Once in production, the business analyst centralizes user feedback, tracks tickets, and analyzes usage data. This detailed monitoring reveals areas for enhancement and extension opportunities.

Key metrics (adoption rate, average processing time, error frequency) feed regular reports. They form the basis of an action plan for future iterations.

This data-driven approach ensures software evolves according to real needs, not assumptions.

Agile Process Optimization

With each release cycle, the business analyst adjusts internal workflows, refines acceptance criteria, and revisits backlog priorities. This continual flexibility addresses urgent business needs without compromising long-term vision.

A modular architecture and open-source components facilitate adding features or partially refactoring a component without major ripple effects.

By embracing agile rituals, the team gains responsiveness and performance, keeping the digital ecosystem aligned with market demands.

Use Case: Continuous Improvement and Measurable ROI

A Swiss financial services firm engaged a business analyst to optimize its client portal. Post-initial deployment, usage data revealed high abandonment in the subscription workflow. The analyst rewrote the user stories, simplified the interface, and adjusted business rules to cut steps.

Six weeks after the update, conversion rates rose by 18%, and processing time per file dropped by 40%. These immediate gains were reinvested in adding new strategic features.

This case shows how a continuous approach creates a virtuous circle between technical performance and return on investment.

Ensuring Consistency Between Strategy and Execution

Business analysis structures every phase of the software development cycle—from discovery through continuous improvement—via SRS drafting and stakeholder coordination. It ensures each delivered feature addresses a clearly defined business need while respecting technical and budgetary constraints. This balance of strategic vision and operational rigor is the foundation of successful digital transformation.

Whether you’re launching a product, overhauling an existing system, or optimizing in agile mode, our experts are ready to contextualize the approach, prioritize open-source and modular solutions, and avoid vendor lock-in. Benefit from tailored support focused on ROI, performance, and longevity.

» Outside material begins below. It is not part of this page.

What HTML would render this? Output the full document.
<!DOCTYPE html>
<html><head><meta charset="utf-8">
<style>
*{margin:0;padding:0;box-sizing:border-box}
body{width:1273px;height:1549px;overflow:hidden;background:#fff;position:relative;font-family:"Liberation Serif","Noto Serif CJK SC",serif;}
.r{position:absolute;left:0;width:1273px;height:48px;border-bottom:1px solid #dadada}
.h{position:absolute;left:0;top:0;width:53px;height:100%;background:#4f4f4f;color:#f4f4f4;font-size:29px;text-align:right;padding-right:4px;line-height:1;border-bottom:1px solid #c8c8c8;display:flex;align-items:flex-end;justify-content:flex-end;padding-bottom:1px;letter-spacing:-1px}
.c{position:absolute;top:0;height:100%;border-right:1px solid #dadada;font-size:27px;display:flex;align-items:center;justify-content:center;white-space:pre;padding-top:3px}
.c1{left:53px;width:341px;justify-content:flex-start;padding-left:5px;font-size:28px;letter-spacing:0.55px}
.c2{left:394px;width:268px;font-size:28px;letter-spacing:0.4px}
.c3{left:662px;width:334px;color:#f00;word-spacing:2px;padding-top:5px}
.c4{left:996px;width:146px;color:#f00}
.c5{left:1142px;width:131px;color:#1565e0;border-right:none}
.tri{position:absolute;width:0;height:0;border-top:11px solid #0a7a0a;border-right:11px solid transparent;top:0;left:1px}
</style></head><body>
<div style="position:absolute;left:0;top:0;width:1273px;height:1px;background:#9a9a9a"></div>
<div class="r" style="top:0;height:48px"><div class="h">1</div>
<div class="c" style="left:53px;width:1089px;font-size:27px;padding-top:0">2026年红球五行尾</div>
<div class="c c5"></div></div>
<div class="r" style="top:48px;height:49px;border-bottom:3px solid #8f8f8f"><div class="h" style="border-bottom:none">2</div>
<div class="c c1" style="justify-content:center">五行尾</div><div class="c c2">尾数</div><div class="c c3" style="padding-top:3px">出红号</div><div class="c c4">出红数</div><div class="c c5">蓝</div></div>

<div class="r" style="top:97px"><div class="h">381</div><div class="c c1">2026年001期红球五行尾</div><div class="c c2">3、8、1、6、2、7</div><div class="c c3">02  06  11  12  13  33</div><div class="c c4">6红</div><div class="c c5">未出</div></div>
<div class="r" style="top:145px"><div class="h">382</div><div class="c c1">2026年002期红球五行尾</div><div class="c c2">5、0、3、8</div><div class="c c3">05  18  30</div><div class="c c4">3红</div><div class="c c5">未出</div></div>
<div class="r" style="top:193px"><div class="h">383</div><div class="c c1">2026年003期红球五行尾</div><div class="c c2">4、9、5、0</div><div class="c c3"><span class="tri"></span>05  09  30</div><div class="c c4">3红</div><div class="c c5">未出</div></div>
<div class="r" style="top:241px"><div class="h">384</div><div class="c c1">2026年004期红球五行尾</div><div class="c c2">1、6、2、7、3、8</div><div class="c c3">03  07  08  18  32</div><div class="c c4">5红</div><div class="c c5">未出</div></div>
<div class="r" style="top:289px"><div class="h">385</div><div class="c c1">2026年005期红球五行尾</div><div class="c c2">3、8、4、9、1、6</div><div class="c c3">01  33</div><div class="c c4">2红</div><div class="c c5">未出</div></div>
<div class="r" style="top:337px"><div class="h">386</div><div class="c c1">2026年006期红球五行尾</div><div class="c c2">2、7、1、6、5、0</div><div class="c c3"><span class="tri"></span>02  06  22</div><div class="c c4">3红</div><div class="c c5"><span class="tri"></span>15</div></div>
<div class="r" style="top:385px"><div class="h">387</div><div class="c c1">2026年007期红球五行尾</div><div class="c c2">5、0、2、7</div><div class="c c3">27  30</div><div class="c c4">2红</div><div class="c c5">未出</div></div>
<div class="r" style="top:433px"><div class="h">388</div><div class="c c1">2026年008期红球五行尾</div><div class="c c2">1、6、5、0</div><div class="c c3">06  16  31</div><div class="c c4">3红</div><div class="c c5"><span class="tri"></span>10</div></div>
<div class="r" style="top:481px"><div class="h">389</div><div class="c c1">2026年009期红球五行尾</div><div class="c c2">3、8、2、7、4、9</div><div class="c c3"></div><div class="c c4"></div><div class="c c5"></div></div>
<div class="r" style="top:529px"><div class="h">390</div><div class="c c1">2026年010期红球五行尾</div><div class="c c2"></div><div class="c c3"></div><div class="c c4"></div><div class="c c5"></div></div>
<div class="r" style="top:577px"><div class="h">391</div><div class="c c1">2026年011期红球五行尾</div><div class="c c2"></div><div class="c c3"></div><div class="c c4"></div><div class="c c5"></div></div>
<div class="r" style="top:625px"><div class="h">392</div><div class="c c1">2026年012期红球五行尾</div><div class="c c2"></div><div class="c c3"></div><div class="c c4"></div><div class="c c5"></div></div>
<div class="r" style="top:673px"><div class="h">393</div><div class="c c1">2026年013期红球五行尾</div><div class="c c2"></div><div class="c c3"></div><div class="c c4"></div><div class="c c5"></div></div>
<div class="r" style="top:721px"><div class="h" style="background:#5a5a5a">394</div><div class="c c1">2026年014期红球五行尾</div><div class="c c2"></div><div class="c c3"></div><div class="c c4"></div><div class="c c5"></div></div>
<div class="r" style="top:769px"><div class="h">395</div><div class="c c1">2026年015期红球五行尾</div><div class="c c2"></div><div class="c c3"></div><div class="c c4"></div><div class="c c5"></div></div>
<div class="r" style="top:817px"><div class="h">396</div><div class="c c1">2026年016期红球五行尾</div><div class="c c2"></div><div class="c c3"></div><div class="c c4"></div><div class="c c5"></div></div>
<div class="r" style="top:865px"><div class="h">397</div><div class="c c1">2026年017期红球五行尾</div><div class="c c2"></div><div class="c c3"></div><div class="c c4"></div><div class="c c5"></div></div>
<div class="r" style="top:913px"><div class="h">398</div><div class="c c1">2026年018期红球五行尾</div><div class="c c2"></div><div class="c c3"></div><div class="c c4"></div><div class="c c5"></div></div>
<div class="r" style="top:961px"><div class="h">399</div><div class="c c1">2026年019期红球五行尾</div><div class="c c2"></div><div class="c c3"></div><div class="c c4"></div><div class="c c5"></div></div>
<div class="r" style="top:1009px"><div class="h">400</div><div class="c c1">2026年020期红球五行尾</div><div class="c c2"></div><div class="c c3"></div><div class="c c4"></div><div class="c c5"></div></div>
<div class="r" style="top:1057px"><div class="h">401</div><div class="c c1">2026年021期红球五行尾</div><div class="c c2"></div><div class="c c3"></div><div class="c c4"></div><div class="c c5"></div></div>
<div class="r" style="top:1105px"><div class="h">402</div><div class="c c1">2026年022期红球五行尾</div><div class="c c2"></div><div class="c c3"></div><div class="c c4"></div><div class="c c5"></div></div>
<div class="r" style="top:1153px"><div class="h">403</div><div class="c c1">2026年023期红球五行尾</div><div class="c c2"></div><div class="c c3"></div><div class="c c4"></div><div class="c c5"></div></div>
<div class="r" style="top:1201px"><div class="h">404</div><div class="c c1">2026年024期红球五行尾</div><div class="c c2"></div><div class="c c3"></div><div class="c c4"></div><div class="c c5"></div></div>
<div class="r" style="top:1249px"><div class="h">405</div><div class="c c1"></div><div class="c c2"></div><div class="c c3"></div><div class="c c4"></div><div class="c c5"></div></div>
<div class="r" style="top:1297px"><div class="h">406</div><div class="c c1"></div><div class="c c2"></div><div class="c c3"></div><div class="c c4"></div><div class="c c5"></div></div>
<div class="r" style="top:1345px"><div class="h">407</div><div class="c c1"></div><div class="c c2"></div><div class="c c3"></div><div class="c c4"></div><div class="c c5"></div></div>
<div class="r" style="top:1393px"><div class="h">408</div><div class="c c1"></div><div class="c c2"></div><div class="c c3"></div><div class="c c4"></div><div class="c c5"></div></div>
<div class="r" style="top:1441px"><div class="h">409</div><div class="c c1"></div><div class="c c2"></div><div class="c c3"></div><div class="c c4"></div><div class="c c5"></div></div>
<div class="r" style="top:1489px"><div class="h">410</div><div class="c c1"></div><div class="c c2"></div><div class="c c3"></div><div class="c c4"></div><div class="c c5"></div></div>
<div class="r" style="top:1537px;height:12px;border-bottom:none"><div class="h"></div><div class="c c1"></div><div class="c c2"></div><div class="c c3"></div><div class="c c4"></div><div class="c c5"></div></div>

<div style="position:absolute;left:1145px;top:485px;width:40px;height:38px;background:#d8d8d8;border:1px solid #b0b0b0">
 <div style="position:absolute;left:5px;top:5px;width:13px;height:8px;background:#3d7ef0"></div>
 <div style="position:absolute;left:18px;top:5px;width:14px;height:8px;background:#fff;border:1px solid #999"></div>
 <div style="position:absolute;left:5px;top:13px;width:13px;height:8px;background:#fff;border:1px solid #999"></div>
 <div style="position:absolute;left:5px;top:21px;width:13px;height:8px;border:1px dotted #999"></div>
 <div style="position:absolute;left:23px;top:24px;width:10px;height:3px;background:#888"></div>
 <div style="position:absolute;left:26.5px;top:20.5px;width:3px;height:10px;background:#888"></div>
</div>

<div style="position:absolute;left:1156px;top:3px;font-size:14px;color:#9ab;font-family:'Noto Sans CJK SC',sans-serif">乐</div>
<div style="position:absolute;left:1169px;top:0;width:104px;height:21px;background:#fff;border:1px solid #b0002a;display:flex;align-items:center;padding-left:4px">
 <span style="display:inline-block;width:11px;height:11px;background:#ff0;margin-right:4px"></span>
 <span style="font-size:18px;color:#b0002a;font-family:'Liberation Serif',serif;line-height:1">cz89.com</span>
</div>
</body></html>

Discuss your challenges with an Edana expert

By Benjamin

Digital expert

PUBLISHED BY

Benjamin Massa

Benjamin is an senior strategy consultant with 360° skills and a strong mastery of the digital markets across various industries. He advises our clients on strategic and operational matters and elaborates powerful tailor made solutions allowing enterprises and organizations to achieve their goals. Building the digital leaders of tomorrow is his day-to-day job.

FAQ

Frequently Asked Questions about Business Analysis

What is the difference between discovery and SRS in business analysis?

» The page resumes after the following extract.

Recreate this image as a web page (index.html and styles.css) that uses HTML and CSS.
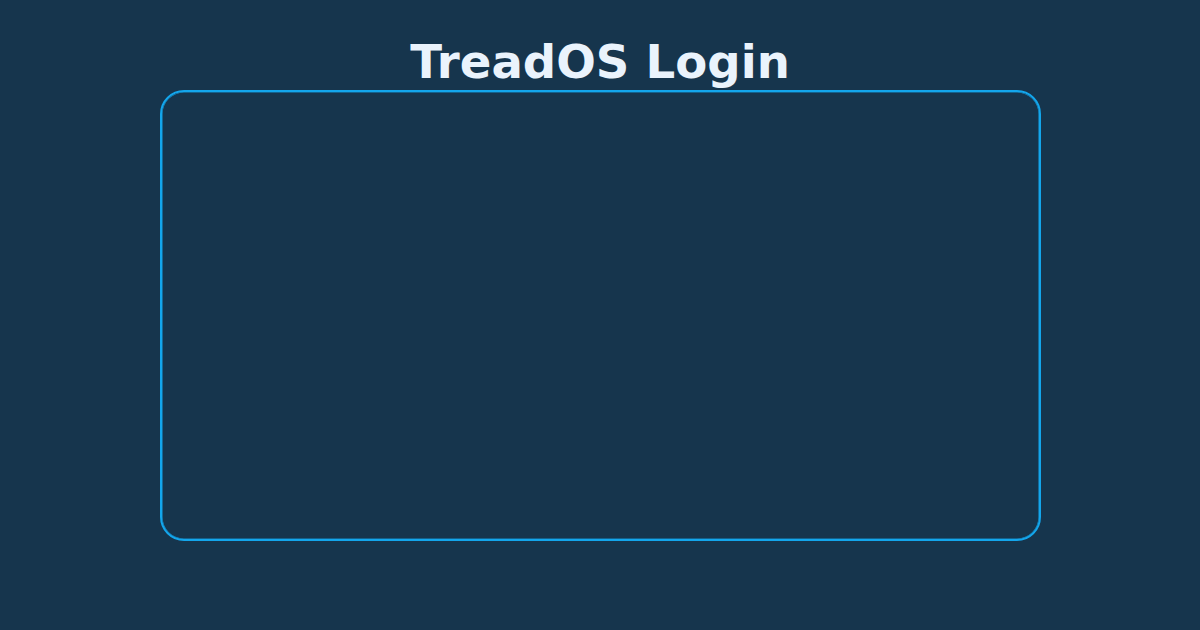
FILE: index.html
```html
<!DOCTYPE html>
<html lang="en">
<head>
<meta charset="utf-8">
<title>TreadOS Login</title>
<link rel="stylesheet" href="styles.css">
</head>
<body>
<main class="page">
  <h1 class="title">TreadOS Login</h1>
  <section class="panel"></section>
</main>
</body>
</html>
```
FILE: styles.css
```css
html, body {
  margin: 0;
  padding: 0;
  background: #16354d;
}
body {
  width: 1200px;
  height: 630px;
  overflow: hidden;
  font-family: "DejaVu Sans", sans-serif;
}
.page {
  display: flex;
  flex-direction: column;
  align-items: center;
  padding-top: 35px;
}
.title {
  margin: 0;
  font-size: 46.6px;
  font-weight: bold;
  line-height: 55px;
  color: #eaf3fc;
}
.panel {
  box-sizing: border-box;
  width: 881px;
  height: 451px;
  border: 2px solid #13a6ec;
  border-radius: 24px;
  box-shadow: inset 0 0 0 0.6px rgba(19, 166, 236, 0.8);
}
```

Discovery is the initial scoping phase of a software project. It involves analyzing existing processes, identifying pain points, and formalizing business priorities through workshops and interviews. The SRS, on the other hand, is a detailed functional and non-functional specification document: user stories, acceptance criteria, business rules, and technical constraints. While discovery defines the overall scope and objectives, the SRS translates these needs into operational specifications to guide developers and testing.

How does the discovery phase help reduce technical risks?

By promoting precise scoping before any development, the discovery phase anticipates and limits technical risks. It involves process mapping, industry benchmarking, and validating business hypotheses through workshops and prototypes. This work identifies technical dependencies, architectural constraints, and risk areas from the start. The result: a clarified specification that avoids costly adjustments during development and ensures better control of timelines and budget.

Which elicitation methods should be chosen for a custom project?

The choice of elicitation methods depends on the project context and objectives. User interviews clarify individual needs, collaborative workshops foster co-creation, and field observation uncovers actual usage. Rapid prototyping (wireframes or mockups) allows early validation of functional hypotheses. By combining these techniques, the business analyst resolves ambiguities, secures technological choices, and promotes stakeholder buy-in around concrete solutions.

How to prioritize business needs in a backlog?

Prioritization is based on business value analysis and effort level. Frameworks like MoSCoW or WSJF help classify features as must-have, should-have, and nice-to-have. The business analyst assesses the impact on strategic KPIs, potential return on investment, and technical complexity. Stakeholders then validate this prioritized backlog in workshops, ensuring each sprint focuses on the highest value features.

How to define effective acceptance criteria for user stories?

Effective acceptance criteria describe the context, preconditions, input and output data, and associated business rules. They also include edge cases and error scenarios to cover all situations. Written with the QA team and developers, they serve as the basis for automated and manual testing. This precision prevents misinterpretation and ensures each user story delivers the expected value.

What is the business analyst's role in stakeholder management?

The business analyst identifies and maps stakeholders according to their role and influence. They schedule validation checkpoints tailored to each profile, organize sprint reviews, and distribute clear meeting notes. By adapting their communication (technical or business-oriented), they ensure shared understanding and progressive upskilling of sponsors. This structured governance optimizes decision-making, strengthens engagement, and reduces change resistance.

How to ensure consistency between business requirements and technical constraints?

To guarantee consistency and feasibility, the business analyst collaborates closely with the architect and technical teams. They incorporate non-functional requirements (performance, security, scalability) into the specification and define measurable thresholds. Architecture reviews and load testing validate these constraints. This approach prevents technical drift and ensures developed solutions meet business needs without compromising system robustness.

Which KPIs should be tracked to measure the impact of business analysis?

Key KPIs include adoption rate, user story completion rate, time-to-market, and reduction in test-phase rework. Upon delivery, the business analyst also monitors the number of post-deployment tickets and resolution times to adjust priorities. These measurable indicators, collected via analytics tools, demonstrate the impact of business analysis and guide future iterations toward better ROI.